Drawing out the lessons for thought leadership in the AI era

Criticisms aside, it is worth moving beyond the list of job titles, and instead looking at the tasks that people are using AI to support, and the categories of tasks that are clearly not AI-friendly.

AI is most applicable to knowledge work centred on information, writing, and communication. Copilot is being used to provide answers that might otherwise have required research, or where accuracy is important (for example, in mathematics). Its use is bypassing the need for an expert such as a translator, and instead allowing people to get on with their work quickly and easily. Effectively, it is automating the work of researching and writing across professions and organisations. 

AI is far less used in roles requiring physical dexterity, human presence, or care. The revolution in robotics in factories came many years ago, and AI doesn’t really have much to add there. We might also speculate that people in these jobs simply don’t have time or resources for AI. As one user on Reddit said, hospitals in many low-income countries don’t even have computers, let alone AI.
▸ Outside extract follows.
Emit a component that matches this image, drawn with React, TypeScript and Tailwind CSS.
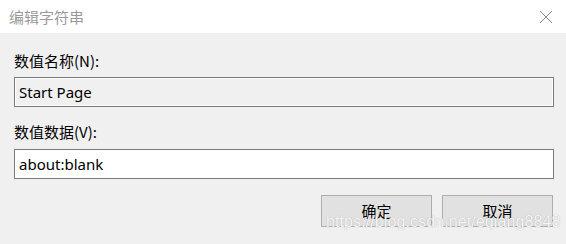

This provides useful ideas about how organisations are likely to buy, adopt, and reconfigure around AI. Selling into companies undergoing these transformations will need technical knowledge, but it will also require a nuanced understanding about augmentation, culture, and business outcomes. The key messages should be:

  • Emphasise that AI transformation is not about automating or replacing whole functions

Instead it is about reshaping the tasks that employees perform every day. It must be presented as a collaborator, not a competitor. People may also need to be trained and supported in its use.

  • Focus conversations on using AI for specific tasks

The Microsoft study sets the tone here, once you look past the job roles. Instead of talking about ‘AI in [sector or role]’, thought leaders should identify specific tasks where AI will add value, such as drafting reports or summarising research. This will map its use to specific workflows, not roles.

  • Recognise and acknowledge professional identity

On Reddit, professionals in fields where AI was ‘highly applicable’ bristled at the thought of it being used to do creative or expert tasks. Their professional identity was bound up in their credibility, judgement and creativity. Thought leaders must acknowledge that—and show that wise and ethical use of AI will not dent that.

Rethinking your narrative when AI joins the audience

As AI assistants become part of how people learn, research, and make decisions, the way we tell stories needs to shift too. It’s no longer just about reaching people—it’s about shaping the ideas that their AI copilots will surface, summarise, and amplify. The best thought leaders will be those who can speak to both: the human mind and the machine filter standing between ideas and influence.